Instruction »
All of the lines below are to be printed again exactly; images are excluded from the output.
────────────────────
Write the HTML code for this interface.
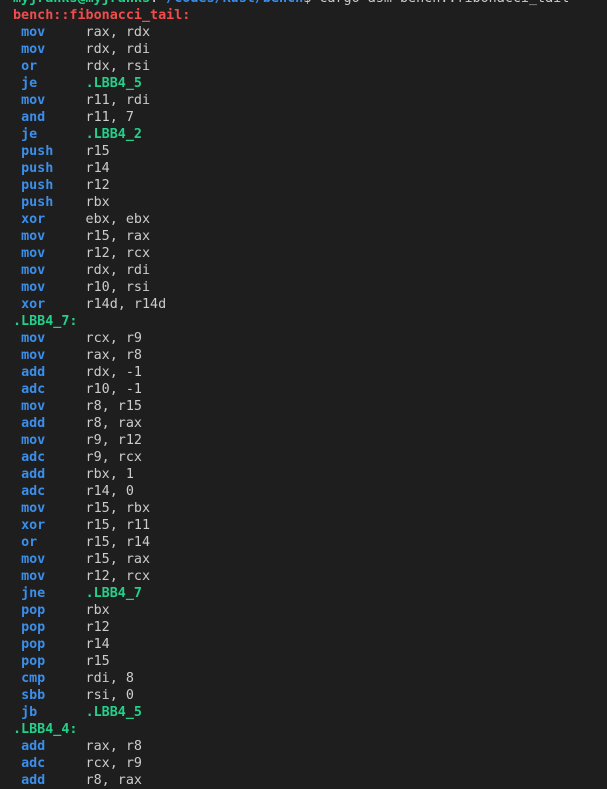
<!DOCTYPE html>
<html><head><style>
html,body{margin:0;padding:0;background:#1e1e1e;width:607px;height:780px;overflow:hidden}
pre{margin:0;position:absolute;left:13px;top:-10px;font-family:"DejaVu Sans Mono","Liberation Mono",monospace;font-size:13.4px;line-height:17px;color:#cccccc}
.m{color:#3b8eea;font-weight:bold}
.l{color:#23d18b;font-weight:bold}
.r{color:#f14c4c;font-weight:bold}
.u{color:#23d18b;font-weight:bold}
.p{color:#3b8eea;font-weight:bold}
</style></head><body><pre><span class="u">myjranks@myjranks</span>:<span class="p">~/codes/Rust/bench</span>$ cargo asm bench::fibonacci_tail
<span class="r">bench::fibonacci_tail:</span>
 <span class="m">mov</span>     rax, rdx
 <span class="m">mov</span>     rdx, rdi
 <span class="m">or</span>      rdx, rsi
 <span class="m">je</span>      <span class="l">.LBB4_5</span>
 <span class="m">mov</span>     r11, rdi
 <span class="m">and</span>     r11, 7
 <span class="m">je</span>      <span class="l">.LBB4_2</span>
 <span class="m">push</span>    r15
 <span class="m">push</span>    r14
 <span class="m">push</span>    r12
 <span class="m">push</span>    rbx
 <span class="m">xor</span>     ebx, ebx
 <span class="m">mov</span>     r15, rax
 <span class="m">mov</span>     r12, rcx
 <span class="m">mov</span>     rdx, rdi
 <span class="m">mov</span>     r10, rsi
 <span class="m">xor</span>     r14d, r14d
<span class="l">.LBB4_7:</span>
 <span class="m">mov</span>     rcx, r9
 <span class="m">mov</span>     rax, r8
 <span class="m">add</span>     rdx, -1
 <span class="m">adc</span>     r10, -1
 <span class="m">mov</span>     r8, r15
 <span class="m">add</span>     r8, rax
 <span class="m">mov</span>     r9, r12
 <span class="m">adc</span>     r9, rcx
 <span class="m">add</span>     rbx, 1
 <span class="m">adc</span>     r14, 0
 <span class="m">mov</span>     r15, rbx
 <span class="m">xor</span>     r15, r11
 <span class="m">or</span>      r15, r14
 <span class="m">mov</span>     r15, rax
 <span class="m">mov</span>     r12, rcx
 <span class="m">jne</span>     <span class="l">.LBB4_7</span>
 <span class="m">pop</span>     rbx
 <span class="m">pop</span>     r12
 <span class="m">pop</span>     r14
 <span class="m">pop</span>     r15
 <span class="m">cmp</span>     rdi, 8
 <span class="m">sbb</span>     rsi, 0
 <span class="m">jb</span>      <span class="l">.LBB4_5</span>
<span class="l">.LBB4_4:</span>
 <span class="m">add</span>     rax, r8
 <span class="m">adc</span>     rcx, r9
 <span class="m">add</span>     r8, rax
</pre></body></html>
────────────────────
Reply »
Write the HTML code for this interface.
<!DOCTYPE html>
<html><head><style>
html,body{margin:0;padding:0;background:#1e1e1e;width:607px;height:780px;overflow:hidden}
pre{margin:0;position:absolute;left:13px;top:-10px;font-family:"DejaVu Sans Mono","Liberation Mono",monospace;font-size:13.4px;line-height:17px;color:#cccccc}
.m{color:#3b8eea;font-weight:bold}
.l{color:#23d18b;font-weight:bold}
.r{color:#f14c4c;font-weight:bold}
.u{color:#23d18b;font-weight:bold}
.p{color:#3b8eea;font-weight:bold}
</style></head><body><pre><span class="u">myjranks@myjranks</span>:<span class="p">~/codes/Rust/bench</span>$ cargo asm bench::fibonacci_tail
<span class="r">bench::fibonacci_tail:</span>
 <span class="m">mov</span>     rax, rdx
 <span class="m">mov</span>     rdx, rdi
 <span class="m">or</span>      rdx, rsi
 <span class="m">je</span>      <span class="l">.LBB4_5</span>
 <span class="m">mov</span>     r11, rdi
 <span class="m">and</span>     r11, 7
 <span class="m">je</span>      <span class="l">.LBB4_2</span>
 <span class="m">push</span>    r15
 <span class="m">push</span>    r14
 <span class="m">push</span>    r12
 <span class="m">push</span>    rbx
 <span class="m">xor</span>     ebx, ebx
 <span class="m">mov</span>     r15, rax
 <span class="m">mov</span>     r12, rcx
 <span class="m">mov</span>     rdx, rdi
 <span class="m">mov</span>     r10, rsi
 <span class="m">xor</span>     r14d, r14d
<span class="l">.LBB4_7:</span>
 <span class="m">mov</span>     rcx, r9
 <span class="m">mov</span>     rax, r8
 <span class="m">add</span>     rdx, -1
 <span class="m">adc</span>     r10, -1
 <span class="m">mov</span>     r8, r15
 <span class="m">add</span>     r8, rax
 <span class="m">mov</span>     r9, r12
 <span class="m">adc</span>     r9, rcx
 <span class="m">add</span>     rbx, 1
 <span class="m">adc</span>     r14, 0
 <span class="m">mov</span>     r15, rbx
 <span class="m">xor</span>     r15, r11
 <span class="m">or</span>      r15, r14
 <span class="m">mov</span>     r15, rax
 <span class="m">mov</span>     r12, rcx
 <span class="m">jne</span>     <span class="l">.LBB4_7</span>
 <span class="m">pop</span>     rbx
 <span class="m">pop</span>     r12
 <span class="m">pop</span>     r14
 <span class="m">pop</span>     r15
 <span class="m">cmp</span>     rdi, 8
 <span class="m">sbb</span>     rsi, 0
 <span class="m">jb</span>      <span class="l">.LBB4_5</span>
<span class="l">.LBB4_4:</span>
 <span class="m">add</span>     rax, r8
 <span class="m">adc</span>     rcx, r9
 <span class="m">add</span>     r8, rax
</pre></body></html>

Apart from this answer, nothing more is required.